A la campagne, des paysans incendient les manoirs et s’emparent des domaines. Les grèves sont massives, et nombreuses. Au front, toujours plus de soldats « votent avec leurs pieds », ils désertent. Parfois, ils élisent leurs officiers. Les soldats, les ouvriers, les paysans s’organisent en soviets, des assemblées de représentants où les débats sont agités, mais forgent leurs participants. Leurs revendications sont très souvent l’arrêt de la guerre, la terre au paysans et la journée de huit heures. Or, le gouvernement provisoire, dirigé par les socialistes « modérés » de Kerenski alliés aux « Cadets », s’oppose de plus en plus aux revendications ouvrière...

En attendant, il cède petit à petit sur l’ensemble de son programme, tout en aggravant les mesures de répression. Ainsi, la peine de mort est rétablie sur le front, exécutée par les officiers réactionnaires. Les lock-out des usines « trop » revendicatives se multiplient.

Les reportages de Reed le conduisent à pénétrer dans tous les milieux sociaux, il se rend au front, y constate le dénuement des soldats-paysans ; dans les usines, où il peut mesurer la radicalisation des ouvriers. Il rencontre les principaux dirigeants politiques, Kerenski, Trotsky, etc…

Face aux discours dominants sur la Révolution d’Octobre, qui ne serait qu’un Coup d’Etat organisé par une secte de conspirateurs, le témoignage de Reed est des plus précieux.

Ainsi, on peut suivre les préparatifs de l’insurrection durant Octobre, dont tout le monde parle alors, à droite comme à gauche. La « conspiration » compte des centaines de milliers de partisans. Reed assiste à la prise du palais d’Hiver où siège le gouvernement provisoire par les troupes de gardes rouges et de marins. Il court ensuite assister à la réunion du congrès des soviets, où le nouveau gouvernement révolutionnaire, le conseil des commissaires du peuple, est élu les 25-26 octobre.
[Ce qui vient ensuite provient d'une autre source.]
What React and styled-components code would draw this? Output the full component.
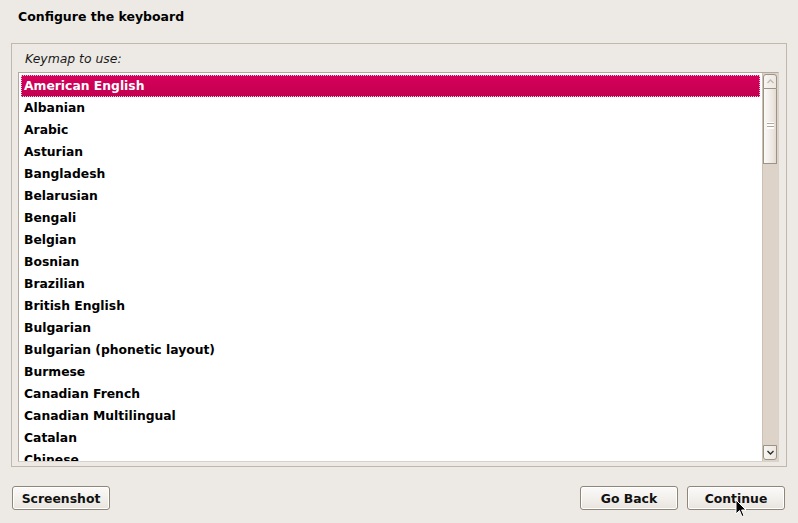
import React from 'react';
import styled, { createGlobalStyle } from 'styled-components';

const GlobalStyle = createGlobalStyle`
  html, body {
    margin: 0;
    padding: 0;
    background: #edeae5;
  }
  body {
    font-family: "DejaVu Sans", "Liberation Sans", sans-serif;
    color: #000;
  }
`;

const keymaps = [
  'American English',
  'Albanian',
  'Arabic',
  'Asturian',
  'Bangladesh',
  'Belarusian',
  'Bengali',
  'Belgian',
  'Bosnian',
  'Brazilian',
  'British English',
  'Bulgarian',
  'Bulgarian (phonetic layout)',
  'Burmese',
  'Canadian French',
  'Canadian Multilingual',
  'Catalan',
  'Chinese',
];

const Page = styled.div`
  position: relative;
  width: 798px;
  height: 523px;
  display: flex;
  flex-direction: column;
  background: #edeae5;
  overflow: hidden;
`;

const Header = styled.div`
  height: 43px;
  padding: 9px 0 0 18px;
  box-sizing: border-box;
  font-size: 12.5px;
  font-weight: bold;
`;

const Frame = styled.div`
  margin: 0 11px 0 11px;
  height: 424px;
  box-sizing: border-box;
  border: 1px solid #c0b8ab;
  padding: 4px 7px 4px 6px;
  display: flex;
  flex-direction: column;
`;

const Label = styled.div`
  font-size: 12.4px;
  font-style: italic;
  color: #1a1a1a;
  height: 24px;
  padding: 3px 0 0 7px;
  box-sizing: border-box;
`;

const ListBox = styled.div`
  flex: 1;
  display: flex;
  border: 1px solid #b2aa9e;
  border-right-color: #d8d2c9;
  border-bottom-color: #d8d2c9;
  background: #fff;
  overflow: hidden;
`;

const Rows = styled.div`
  flex: 1;
  padding: 2px 2px 0 2px;
  overflow: hidden;
`;

const Row = styled.div`
  height: 22px;
  line-height: 22px;
  padding-left: 3px;
  font-size: 12.35px;
  font-weight: bold;
  white-space: nowrap;
  box-sizing: border-box;
  color: ${p => (p.$selected ? '#fff' : '#000')};
  background: ${p => (p.$selected ? 'linear-gradient(#d7005b, #c10050)' : 'transparent')};
  outline: ${p => (p.$selected ? '1px dotted #f6c4d8' : 'none')};
  outline-offset: -1px;
`;

const ScrollBar = styled.div`
  width: 16px;
  background: #ddd3c8;
  border-left: 1px solid #c9c1b6;
  display: flex;
  flex-direction: column;
  padding: 1px 0;
  box-sizing: border-box;
`;

const Stepper = styled.div`
  height: 15px;
  margin: 0 1px 0 0;
  border: 1px solid #9d9385;
  border-radius: ${p => (p.$up ? '3px 3px 0 0' : '0 0 3px 3px')};
  background: linear-gradient(90deg, #f7f5f2, #ece7e2);
  display: flex;
  align-items: center;
  justify-content: center;
  box-sizing: border-box;
`;

const Thumb = styled.div`
  height: 75px;
  margin-right: 1px;
  border: 1px solid #9d9385;
  border-top: none;
  background: linear-gradient(90deg, #fbfaf9, #ede7e2 70%, #e3dbd3);
  display: flex;
  align-items: center;
  justify-content: center;
  box-sizing: border-box;
`;

const Grip = styled.div`
  width: 7px;
  height: 7px;
  margin-top: -2px;
  background: repeating-linear-gradient(#ffffff 0 1px, #b3a897 1px 2px, #ffffff 2px 3px);
`;

const Trough = styled.div`
  flex: 1;
`;

const Footer = styled.div`
  flex: 1;
  display: flex;
  align-items: flex-start;
  padding: 19px 13px 0 12px;
  gap: 9px;
`;

const Spacer = styled.div`
  flex: 1;
`;

const Button = styled.button`
  width: 98px;
  height: 24px;
  padding: 0;
  border: 1px solid #8f8677;
  border-radius: 3px;
  background: linear-gradient(#fbfaf9, #f1eeea 60%, #e8e3de);
  box-shadow: inset 0 0 0 1px #ffffff;
  font-family: "DejaVu Sans", "Liberation Sans", sans-serif;
  font-size: 12.4px;
  font-weight: bold;
  color: #111;
`;

const Pointer = styled.svg`
  position: absolute;
  left: 735px;
  top: 499px;
`;

const Arrow = ({ up }) => (
  <svg width="7" height="5" viewBox="0 0 7 5">
    <path
      d={up ? 'M0.5 4 L3.5 1 L6.5 4' : 'M0.5 1 L3.5 4 L6.5 1'}
      fill="none"
      stroke={up ? '#c2b9ad' : '#2a2a2a'}
      strokeWidth="1.3"
    />
  </svg>
);

const App = () => (
  <>
    <GlobalStyle />
    <Page>
      <Header>Configure the keyboard</Header>
      <Frame>
        <Label>Keymap to use:</Label>
        <ListBox>
          <Rows>
            {keymaps.map((k, i) => (
              <Row key={k} $selected={i === 0}>
                {k}
              </Row>
            ))}
          </Rows>
          <ScrollBar>
            <Stepper $up>
              <Arrow up />
            </Stepper>
            <Thumb>
              <Grip />
            </Thumb>
            <Trough />
            <Stepper>
              <Arrow />
            </Stepper>
          </ScrollBar>
        </ListBox>
      </Frame>
      <Footer>
        <Button>Screenshot</Button>
        <Spacer />
        <Button>Go Back</Button>
        <Button>Continue</Button>
      </Footer>
      <Pointer width="12" height="19" viewBox="0 0 12 19">
        <path d="M1 1 L1 15 L4.5 11.5 L7 17.5 L9 16.6 L6.6 11 L11 11 Z" fill="#000" stroke="#fff" strokeWidth="1" />
      </Pointer>
    </Page>
  </>
);

export default App;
Reed s’intéresse aussi aux adversaires des bolcheviks, il suit leurs vaines tentatives pour s’opposer à la marée montante révolutionnaire. Ce dont le journaliste rend compte, et dont il est conscient, c’est l’agonie d’une société et la naissance d’un monde nouveau, c’est le festival des opprimés, l’éveil politique de tout un peuple.

Le récit de Reed s’étend sur les premiers mois d’existence du nouveau pouvoir, qui tient ses promesses, sur la réforme agraire comme sur la question de la paix. Il est confronté aussi aux premières crises, soulèvement d’officiers, grève des fonctionnaires (soutenue par le patronat), hostilité de presque tous les partis politiques. La réponse des révolutionnaires est loin de l’image aujourd’hui véhiculée, celle de sanguinaires. Sans soutien social, les adversaires des soviets et des bolcheviks sont impuissants. Nombre d’officiers sont relâchés après avoir juré qu’ils ne se rebelleraient plus. La plupart iront former les armées blanches de la guerre civile. Au sein du parti bolchevik, où l’unanimité ne règne pas, des membres de premier plan négocient avec les mencheviks et les socialistes-révolutionnaires pour former un gouvernement de toutes les forces de gauche. Ces discusssions échouent car les socialistes « modérés » exigent le départ de Lénine et de Trotsky. Surtout, de Février à Octobre, ces partis, au pouvoir, n’ont réalisé aucune des réformes qui figuraient dans leurs programmes.

Dans une Europe en guerre depuis trois ans, la victoire des travailleurs russes et des paysans, et leur appel à une paix immédiate, suscite un immense espoir. Arrêter la guerre est possible, de même qu’il est possible de construire un monde nouveau.

Le livre de Reed n'est pas une analyse politique froide et distanciée mais une fresque haute en couleurs, anecdotes et « grands évènements » s’y côtoient, avec toujours ces foules mobilisées, organisées, cette révolution, le pouvoir des travailleurs.